Alexandra Meliou is an Assistant Professor in the College of Information and Computer Science, at the
University of Massachusetts, Amherst. Prior to that, she was a Post-Doctoral Research Associate at the
University of Washington, working with Dan Suciu. Alexandra received her PhD degree from the Electrical
Engineering and Computer Sciences Department at the University of California, Berkeley. She has received
recognitions for research and teaching, including a CACM Research Highlight, an ACM SIGMOD Research
Highlight Award, an ACM SIGSOFT Distinguished Paper Award, an NSF CAREER Award, a Google Faculty
Research Award, and a Lilly Fellowship for Teaching Excellence. Her research focuses on data provenance,
causality, explanations, data quality, and algorithmic and data fairness.
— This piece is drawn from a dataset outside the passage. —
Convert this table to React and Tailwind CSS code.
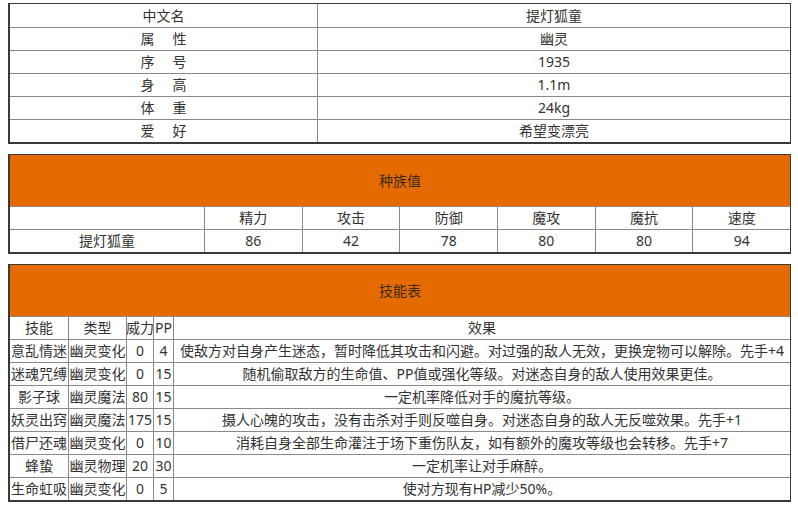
import React from "react";

const info = [
  { label: ["中文名"], value: "提灯狐童" },
  { label: ["属", "性"], value: "幽灵" },
  { label: ["序", "号"], value: "1935" },
  { label: ["身", "高"], value: "1.1m" },
  { label: ["体", "重"], value: "24kg" },
  { label: ["爱", "好"], value: "希望变漂亮" },
];

const statNames = ["精力", "攻击", "防御", "魔攻", "魔抗", "速度"];
const statValues = [86, 42, 78, 80, 80, 94];

const skills = [
  ["意乱情迷", "幽灵变化", "0", "4", "使敌方对自身产生迷态，暂时降低其攻击和闪避。对过强的敌人无效，更换宠物可以解除。先手+4"],
  ["迷魂咒缚", "幽灵变化", "0", "15", "随机偷取敌方的生命值、PP值或强化等级。对迷态自身的敌人使用效果更佳。"],
  ["影子球", "幽灵魔法", "80", "15", "一定机率降低对手的魔抗等级。"],
  ["妖灵出窍", "幽灵魔法", "175", "15", "摄人心魄的攻击，没有击杀对手则反噬自身。对迷态自身的敌人无反噬效果。先手+1"],
  ["借尸还魂", "幽灵变化", "0", "10", "消耗自身全部生命灌注于场下重伤队友，如有额外的魔攻等级也会转移。先手+7"],
  ["蜂蛰", "幽灵物理", "20", "30", "一定机率让对手麻醉。"],
  ["生命虹吸", "幽灵变化", "0", "5", "使对方现有HP减少50%。"],
];

const box = "border-t border-r border-l-2 border-b-2 border-[#3a3a3a] bg-white";
const row = "flex h-[23px] border-t border-[#8a8a8a]";
const cell = "flex items-center justify-center border-l border-[#8a8a8a] whitespace-nowrap";

export default function App() {
  return (
    <div className="min-h-screen bg-white pt-[3px] pl-[8px] text-sm text-[#333] font-['Noto_Sans','Noto_Sans_CJK_SC',sans-serif]">
      <div className="w-[783px] flex flex-col gap-[10px]">
        {/* basic info */}
        <div className={box}>
          {info.map((r, i) => (
            <div key={i} className={i === 0 ? "flex h-[23px]" : row}>
              <div className="w-[307px] flex items-center justify-center">
                {r.label.length === 1 ? (
                  r.label[0]
                ) : (
                  <>
                    {r.label[0]}
                    <span className="inline-block w-[18px]" />
                    {r.label[1]}
                  </>
                )}
              </div>
              <div className={cell + " flex-1"}>{r.value}</div>
            </div>
          ))}
        </div>

        {/* stats */}
        <div className={box}>
          <div className="h-[51px] bg-[#e56a00] flex items-center justify-center text-[#3b2a1a]">
            种族值
          </div>
          <div className={row}>
            <div className="w-[194px]" />
            {statNames.map((n) => (
              <div key={n} className={cell + " flex-1"}>
                {n}
              </div>
            ))}
          </div>
          <div className={row}>
            <div className="w-[194px] flex items-center justify-center">提灯狐童</div>
            {statValues.map((v, i) => (
              <div key={i} className={cell + " flex-1"}>
                {v}
              </div>
            ))}
          </div>
        </div>

        {/* skills */}
        <div className={box}>
          <div className="h-[51px] bg-[#e56a00] flex items-center justify-center text-[#3b2a1a]">
            技能表
          </div>
          <div className={row}>
            <div className="w-[58px] flex items-center justify-center">技能</div>
            <div className={cell + " w-[58px]"}>类型</div>
            <div className={cell + " w-[27px]"}>威力</div>
            <div className={cell + " w-[20px]"}>PP</div>
            <div className={cell + " flex-1"}>效果</div>
          </div>
          {skills.map((s, i) => (
            <div key={i} className={row}>
              <div className="w-[58px] flex items-center justify-center whitespace-nowrap">{s[0]}</div>
              <div className={cell + " w-[58px]"}>{s[1]}</div>
              <div className={cell + " w-[27px]"}>{s[2]}</div>
              <div className={cell + " w-[20px]"}>{s[3]}</div>
              <div className={cell + " flex-1"}>{s[4]}</div>
            </div>
          ))}
        </div>
      </div>
    </div>
  );
}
Julia Stoyanovich (moderator) is an Assistant Professor of Computer Science at Drexel University, and
an affiliated faculty at the Center for Information Technology Policy at Princeton. She is a recipient of an
NSF CAREER award and of an NSF/CRA CI Fellowship. Julia's research focuses on responsible data
management and analysis practices: on operationalizing fairness, diversity, transparency, and data
protection in all stages of the data acquisition and processing lifecycle. She established the Data, Responsibly
consortium, serves on the ACM task force to revise the Code of Ethics and Professional Conduct, and is active
in the New York City algorithmic transparency effort. In addition to data ethics, Julia works on management
and analysis of preference data, and on querying large evolving graphs. She holds M.S. and Ph.D. degrees
in Computer Science from Columbia University, and a B.S. in Computer Science and in Mathematics and
Statistics from the University of Massachusetts at Amherst.